White wants to play d4

White wants to play d4 in the near future and fight for a space advantage. While this move deprives the b1 knight of the c3 square, white will often maneuver this knight to the kingside: Nb1-d2-f1-g3 is a good idea to remember in the Ruy Lopez!

The following sequence, known as the Chigorin variation, is a great illustration of the character of the Ruy Lopez.  Both sides put great emphasis in the classical opening principles of fighting for space and piece development:

8…0-0.  Black gets the king to safety)

9. h3. White wants to play d4 next, but 9. D4 Bg4, with pressure on the d4 pawn via some “removing the defender” ideas, is somewhat annoying, so white preempts it.

9…Na5 (Black threatens to exchange this knight for the strong bishop on b3, and also clears the path for the c-pawn to join the fight for central space).

10. Bc2 c5 11. d4:

White plays d4 and grabs some space

White grabs some central space, and adds a second attacker to black’s e-pawn.

11…Qc7 (Defending the e-pawn and developing a piece)

12. Nbd2 (The knight looks passive here, but white often brings this knight to g3, via f1!)
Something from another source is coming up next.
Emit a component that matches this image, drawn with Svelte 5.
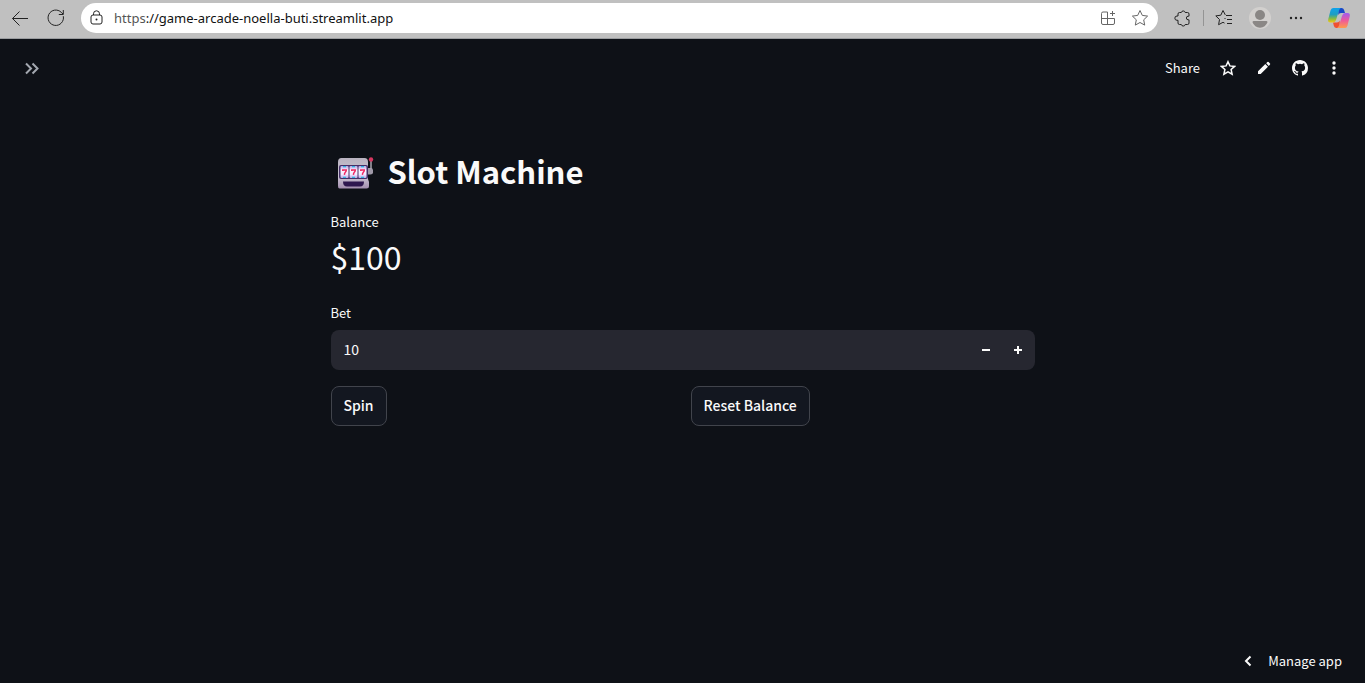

We’re 12 moves in, and all material is still on the board, with a complex strategic game to follow!

 

I strongly recommend the Ruy Lopez as a mainstay in the opening repertoire for any beginner, and I still play it myself to this day.  The adherence to classical opening principles and the strategic complexity it creates are sure to be good for your chess development.